We begin by choosing a role and gradually lose the ability to distinguish the role from the self. The expensive coffee, at first a pleasure, hardens into a signal. The jacket, once a garment, drifts into social language. The holiday, chosen as rest, turns into evidence.
Soon the purchase is being made for the identity it allows a person to inhabit in public.

The Pot of Cheese and Epicurean Architecture of Enough
What emerges from honest examination is a baseline — and the question beneath the baseline is plain: what do you actually need?
The level below which real discomfort begins, and above which much spending reveals itself as optional decoration.
Most people find out that this baseline is lower than they had imagined and more stable than modern life encouraged them to believe.
Small pleasures regain force when they stop being administered continuously. A treat recovers its character as a treat. Dependency loosens. Pleasure has not been destroyed, only kept from hardening into infrastructure.

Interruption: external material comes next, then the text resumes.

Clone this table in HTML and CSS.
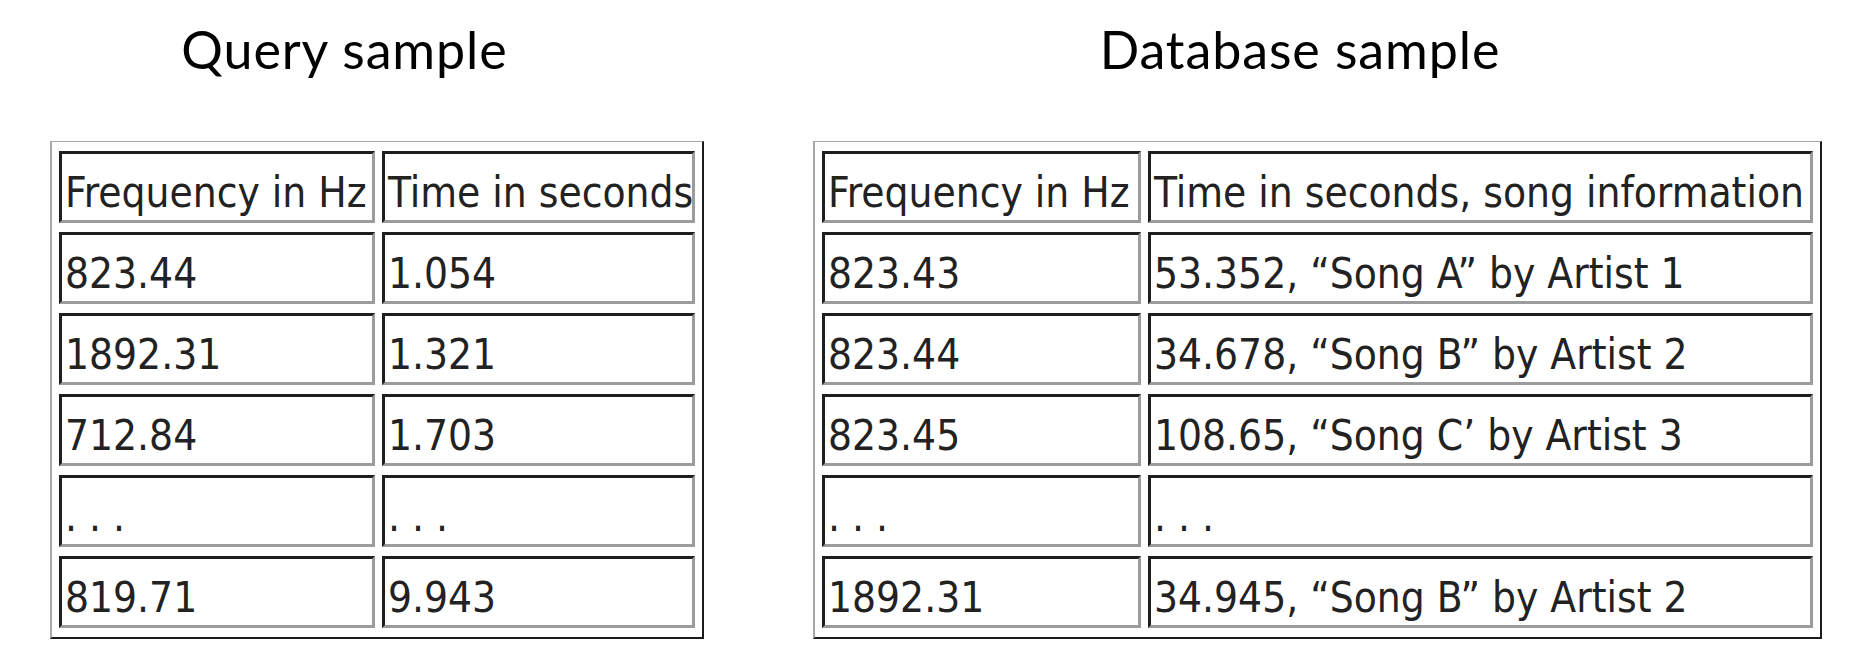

E. F. Schumacher, writing in the twentieth century, imagined an economics ordered around the greatest wellbeing derived from the least necessary input, rather than around maximum consumption.
The Epicurean kinship is obvious.
Financial composure, on this view, does not begin with earning more. It begins when one has ceased to require an endless stream of additions in order to feel intact.

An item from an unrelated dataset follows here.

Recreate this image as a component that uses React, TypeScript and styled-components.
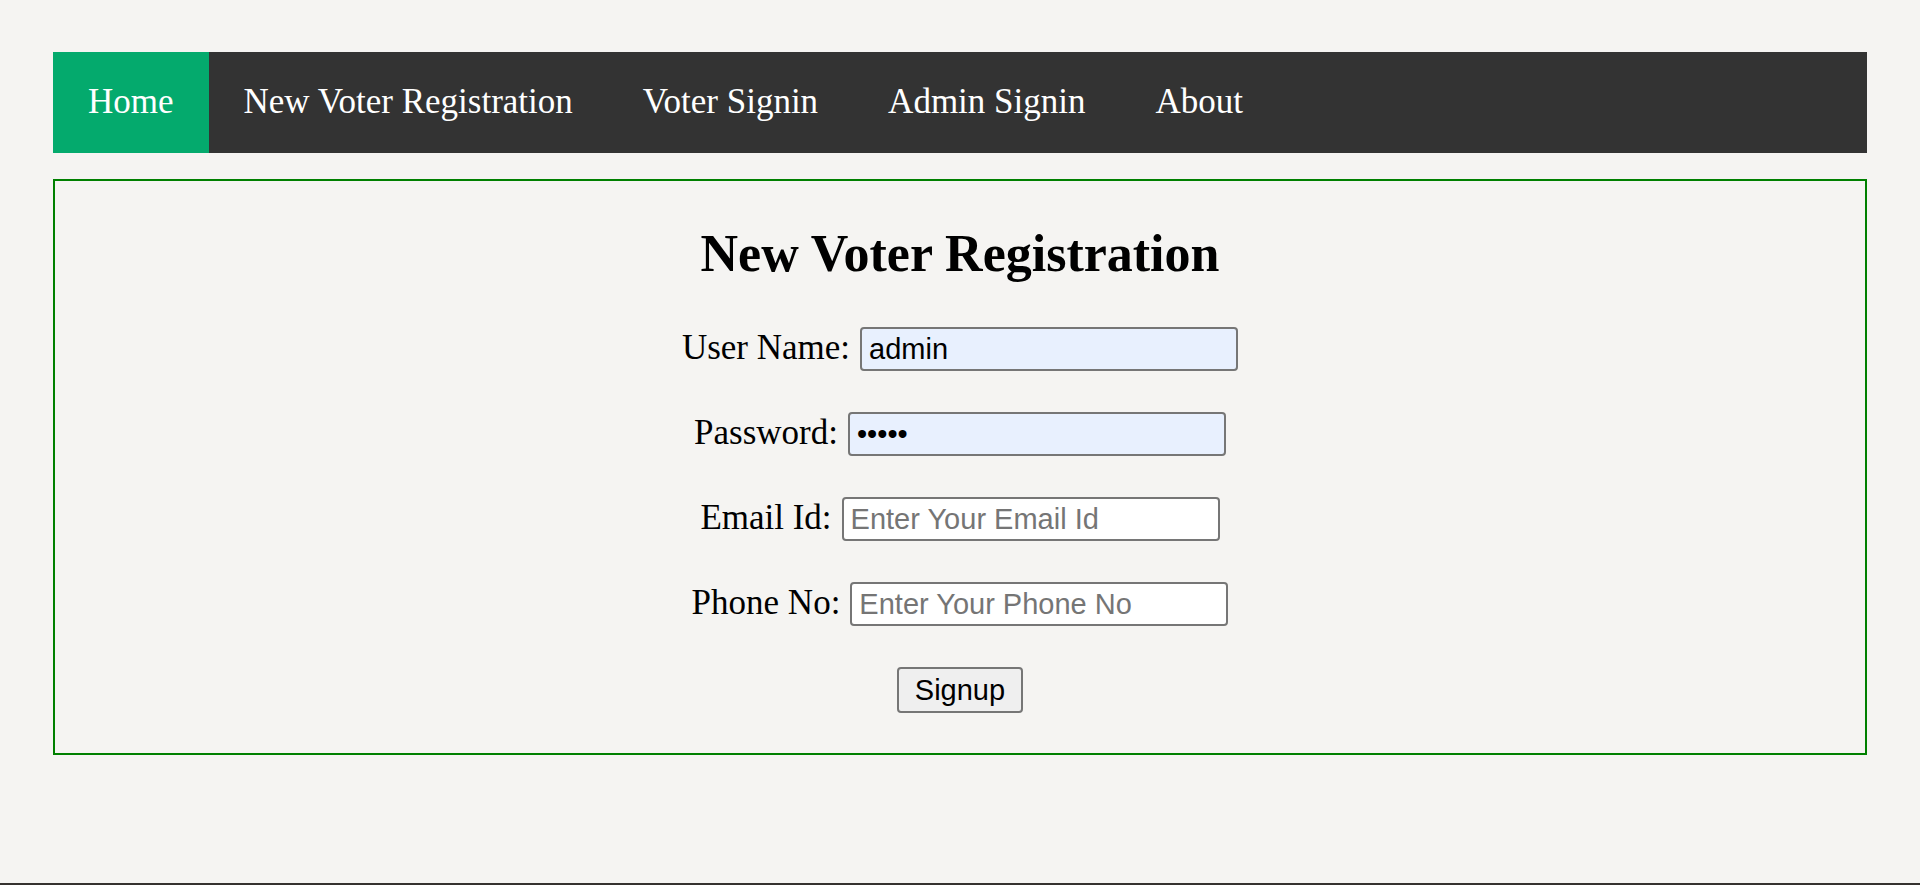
import styled, { createGlobalStyle } from "styled-components";

type NavLinkProps = {
  $active?: boolean;
};

type FieldInputProps = {
  $filled?: boolean;
};

const fields = [
  { label: "User Name:", type: "text", value: "admin", placeholder: "Enter Your User Name" },
  { label: "Password:", type: "password", value: "admin", placeholder: "Enter Your Password" },
  { label: "Email Id:", type: "text", value: "", placeholder: "Enter Your Email Id" },
  { label: "Phone No:", type: "text", value: "", placeholder: "Enter Your Phone No" },
];

const navItems = ["Home", "New Voter Registration", "Voter Signin", "Admin Signin", "About"];

export default function App() {
  return (
    <>
      <GlobalStyle />
      <Page>
        <NavBar>
          {navItems.map((item, i) => (
            <NavLink key={item} href="#" $active={i === 0}>
              {item}
            </NavLink>
          ))}
        </NavBar>
        <FormBox>
          <Heading>New Voter Registration</Heading>
          <Fields>
            {fields.map((f) => (
              <FieldRow key={f.label}>
                <FieldLabel>{f.label}</FieldLabel>
                <FieldInput
                  type={f.type}
                  defaultValue={f.value}
                  placeholder={f.placeholder}
                  $filled={f.value !== ""}
                />
              </FieldRow>
            ))}
            <SignupButton type="button">Signup</SignupButton>
          </Fields>
        </FormBox>
      </Page>
    </>
  );
}

const GlobalStyle = createGlobalStyle`
  html, body {
    margin: 0;
    padding: 0;
    background: #f5f4f2;
  }
  body {
    font-family: "Liberation Serif", "Times New Roman", serif;
  }
`;

const Page = styled.div`
  box-sizing: border-box;
  min-height: 100vh;
  padding: 52px 53px 0;
  border-bottom: 2px solid #35322f;
`;

const NavBar = styled.nav`
  display: flex;
  background: #333333;
  height: 101px;
`;

const NavLink = styled.a<NavLinkProps>`
  display: flex;
  align-items: center;
  padding: 0 35px 2px;
  font-size: 35px;
  color: #ffffff;
  text-decoration: none;
  background: ${(p) => (p.$active ? "#04aa6d" : "transparent")};
`;

const FormBox = styled.div`
  margin-top: 26px;
  border: 2px solid #008000;
  padding: 43px 0 40px;
  display: flex;
  flex-direction: column;
  align-items: center;
`;

const Heading = styled.h1`
  margin: 0 0 43px;
  font-size: 52px;
  line-height: 60px;
  font-weight: bold;
  color: #000;
`;

const Fields = styled.div`
  display: flex;
  flex-direction: column;
  align-items: center;
  gap: 41px;
`;

const FieldRow = styled.div`
  display: flex;
  align-items: baseline;
  gap: 10px;
`;

const FieldLabel = styled.label`
  font-size: 35px;
  color: #000;
`;

const FieldInput = styled.input<FieldInputProps>`
  box-sizing: border-box;
  width: 378px;
  height: 44px;
  padding: 0 7px;
  border: 2px solid #767676;
  border-radius: 4px;
  font-family: "Liberation Sans", Arial, sans-serif;
  font-size: 29px;
  color: #000;
  background: ${(p) => (p.$filled ? "#e8f0fe" : "#ffffff")};
  outline: none;

  &::placeholder {
    color: #757575;
  }
`;

const SignupButton = styled.button`
  box-sizing: border-box;
  height: 46px;
  padding: 0 16px;
  border: 2px solid #767676;
  border-radius: 4px;
  background: #efefef;
  font-family: "Liberation Sans", Arial, sans-serif;
  font-size: 29px;
  color: #000;
`;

When contentment rests on low, durable, renewable goods, a person grows harder to terrify. Economic shocks are not something to dismiss, but they do not strike an interior arranged entirely around escalation.
Epicurus' letter about preserved cheese feels so profound because in a few words it defines wealth as the ratio between what one has and what one requires, rather than as accumulation. The person whose idea of a feast is a pot of cheese is difficult to impoverish.
He has set the threshold of delight low enough that satisfaction remains continuously available.
This is what modern marketing must conceal at all costs: the most intense pleasures in life are often the least expensive ones.
Water after labour; warmth in cold weather; a body at rest; a meal shared without audience; a conversation in which one is honestly understood. These are not consolation prizes for those who cannot afford better — they are the centre of the human estate.
Everything else is garnish that has been priced as if it were the meal.
A seven-euro latte is not the enemy, it can be a friendly companion as long as we discard the groundless opinion that the latte is what makes the morning good.
The morning is good because one is alive, because the body is at peace enough to feel, because consciousness still possesses the astonishing power of attention.
Once that settles as a lived truth rather than a poster, the seven euros can remain in the pocket from a quieter recognition that life-energy is worth more than a paper cup and a brief chemical consolation, rather than from grim self-denial.
Epicurus leaves us beside the empty pot of cheese and the glass of water, with an unwelcome clarity. If the subscriptions lapsed, the costumes were returned, and every secondary luxury went dark, many people would lose more than convenience — they would lose the machinery that keeps them from feeling their own lives. In that case, spending has ceased to purchase pleasure — it is purchasing delay. And the strange economy is that the more we buy to avoid the feeling of life, the more life recedes behind the purchase.